Near Fallujah, Iraq Thousands of U.S. and Iraqi troops pushed into insurgent-held Fallujah Monday in the largest military operation in Iraq since the U.S.-led invasion last year.
U.S. Marine and Army units entered Fallujah from the north just after sunset, their armored vehicles crawling over huge dirt mounds that insurgents built around the city. Fighters could be seen digging positions as the U.S. forces moved forward.
Since a siege of the city of 300,000 people by U.S. Marines was called off in April, insurgents have controlled it. Located in the Sunni Triangle area west of Baghdad, Fallujah has been described by U.S. and Iraqi officials as a hub for the campaign of violence aimed at destabilizing Iraq's interim government and driving foreign military forces from the country.

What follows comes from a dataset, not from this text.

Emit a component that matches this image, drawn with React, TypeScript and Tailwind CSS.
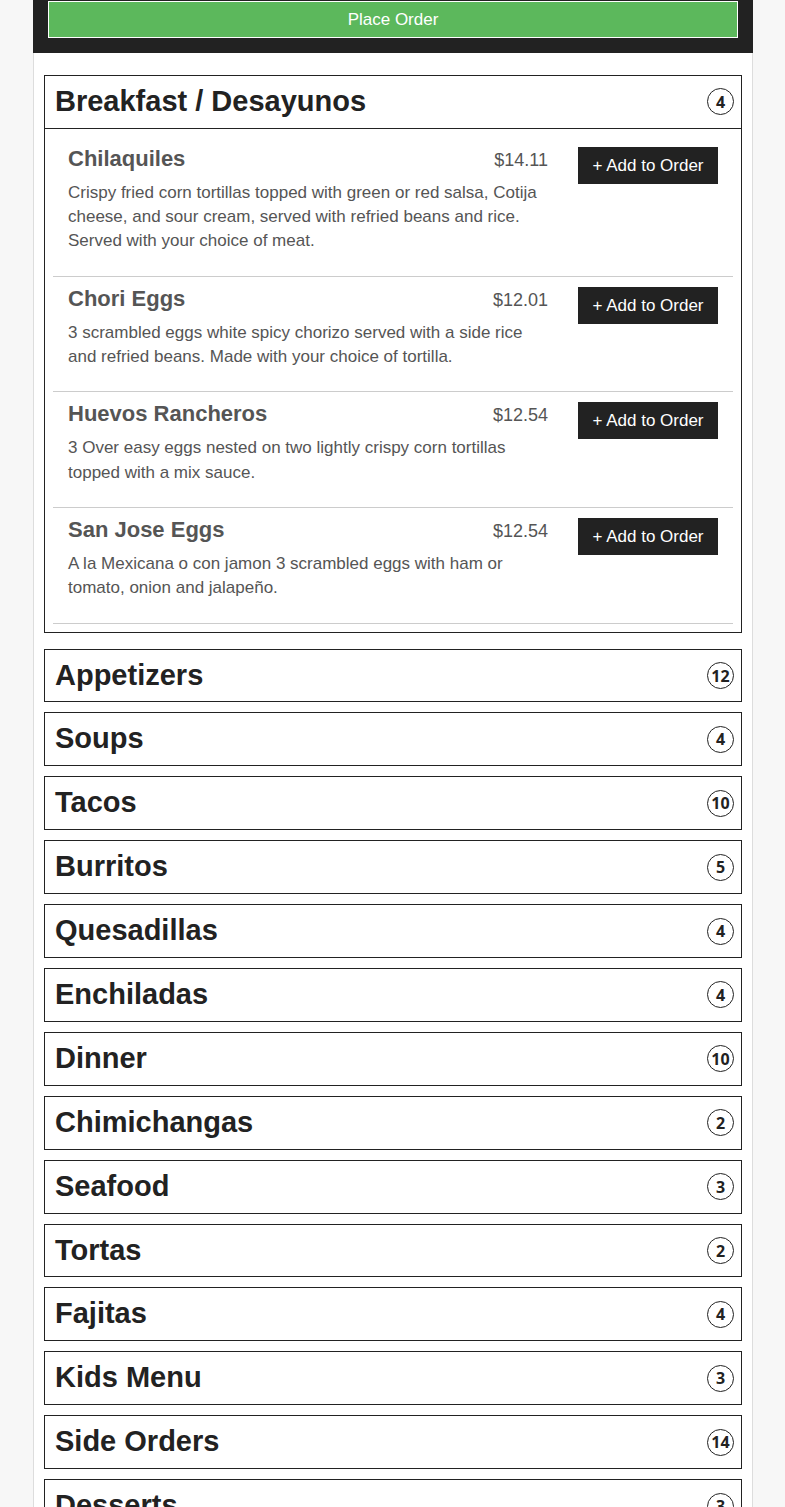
const items = [
  {
    name: "Chilaquiles",
    price: "$14.11",
    desc: "Crispy fried corn tortillas topped with green or red salsa, Cotija cheese, and sour cream, served with refried beans and rice. Served with your choice of meat.",
  },
  {
    name: "Chori Eggs",
    price: "$12.01",
    desc: "3 scrambled eggs white spicy chorizo served with a side rice and refried beans. Made with your choice of tortilla.",
  },
  {
    name: "Huevos Rancheros",
    price: "$12.54",
    desc: "3 Over easy eggs nested on two lightly crispy corn tortillas topped with a mix sauce.",
  },
  {
    name: "San Jose Eggs",
    price: "$12.54",
    desc: "A la Mexicana o con jamon 3 scrambled eggs with ham or tomato, onion and jalapeño.",
  },
];

const categories = [
  { name: "Appetizers", count: 12 },
  { name: "Soups", count: 4 },
  { name: "Tacos", count: 10 },
  { name: "Burritos", count: 5 },
  { name: "Quesadillas", count: 4 },
  { name: "Enchiladas", count: 4 },
  { name: "Dinner", count: 10 },
  { name: "Chimichangas", count: 2 },
  { name: "Seafood", count: 3 },
  { name: "Tortas", count: 2 },
  { name: "Fajitas", count: 4 },
  { name: "Kids Menu", count: 3 },
  { name: "Side Orders", count: 14 },
  { name: "Desserts", count: 3 },
];

function CategoryHeader({ name, count, open }: { name: string; count: number; open?: boolean }) {
  return (
    <div className={`flex items-center justify-between pl-[10px] pr-[7px] py-[10px] ${open ? "border-b border-[#222]" : ""}`}>
      <h3 className="text-[29px] leading-[1.1] font-bold text-[#222]">{name}</h3>
      <span className="w-[27px] h-[27px] rounded-full border border-[#222] flex items-center justify-center font-['Open_Sans',sans-serif] text-[16px] font-bold text-[#222]">
        {count}
      </span>
    </div>
  );
}

export default function App() {
  return (
    <div className="min-h-screen bg-[#f7f7f7] font-['Liberation_Sans',Arial,sans-serif]">
      <div className="w-[720px] ml-[33px]">
        <div className="bg-[#222] pt-px pb-[15px] px-[15px]">
          <button className="w-full h-[37px] bg-[#5cb85c] border border-white text-white text-[17px]">
            Place Order
          </button>
        </div>
        <div className="bg-white border-x border-[#ddd] pt-[22px] px-[10px] pb-10">
          <div className="border border-[#222] mb-4">
            <CategoryHeader name="Breakfast / Desayunos" count={4} open />
            <div className="p-2">
              {items.map((it) => (
                <div key={it.name} className="flex border-b border-[#ccc] pt-[10px] pb-[22px]">
                  <div className="w-[510px] px-[15px]">
                    <div className="flex items-baseline justify-between h-[24px]">
                      <h4 className="text-[22px] leading-[24px] font-bold text-[#555]">{it.name}</h4>
                      <span className="text-[18px] leading-none text-[#555]">{it.price}</span>
                    </div>
                    <p className="mt-[10px] text-[17px] leading-[24.3px] text-[#555]">{it.desc}</p>
                  </div>
                  <div className="flex-1 px-[15px]">
                    <button className="w-full h-[37px] bg-[#222] text-white text-[17px]">+ Add to Order</button>
                  </div>
                </div>
              ))}
            </div>
          </div>
          {categories.map((c) => (
            <div key={c.name} className="border border-[#222] mb-[10px]">
              <CategoryHeader name={c.name} count={c.count} />
            </div>
          ))}
        </div>
      </div>
    </div>
  );
}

In Washington, Defense Secretary Donald Rumsfeld vowed that the assault on Fallujah would not be called off this time.
"I cannot imagine that it would stop without being completed," Rumsfeld said at a Pentagon news conference.
Army commanders here said their troops encountered some resistance in the first hours of the battle, which began about 7 p.m. local time (10 a.m. CST). Soldiers and Marines left their armored vehicles to fight in the streets and clear buildings where insurgents were suspected to be hiding.
Commanders said the American armored units would be followed by Iraqi forces, who will be largely responsible for clearing and securing parts of the city. The heaviest fighting, they said, is expected in the Jolan neighborhood and in industrial areas.
The Iraqis also will be responsible for engaging insurgents around mosques and other sensitive sites, the military said. Witnesses said U.S. fighter jets bombed three mosques Monday in Fallujah. Military commanders said insurgents had been seen moving weapons into the mosques in recent days.
No information on casualties was immediately available Monday night. Radio transmissions indicated few American troops were wounded in the first five hours of fighting; Iraqi casualties could not be determined.
Residents reported that a Saudi national known as Abu Waleed Saudi, a senior military aide to insurgent leader Abu Musab Zarqawi, was killed in fighting west of Fallujah.
As the battle escalated in the city, several explosions echoed through Baghdad, 35 miles to the east. Two car bombs detonated outside churches in the capital's southern section, news services reported. Several hours later, mortar shells hit outside the hospital where wounded survivors of the church bombings had been taken, apparently targeting Iraqi police and National Guardsmen maintaining order outside the emergency room. At least six people were reported killed in the attacks.
In separate violence Monday, a U.S. soldier was killed by small-arms fire while on patrol in eastern Baghdad and a member of Britain's Black Watch battle group was killed when a roadside bomb tore the wheels off an armored vehicle south of the capital.
A few hours before the launch of the assault on Fallujah, called Operation Phantom Fury, interim Prime Minister Ayad Allawi visited Iraqi troops at their training base outside the city.
"The people of Fallujah have been taken hostage ... and you need to free them from their grip," Allawi told the soldiers. "Your job is to arrest the killers, but if you kill them, then so be it."
"May they go to hell," the soldiers shouted.
"To hell will they go," Allawi replied.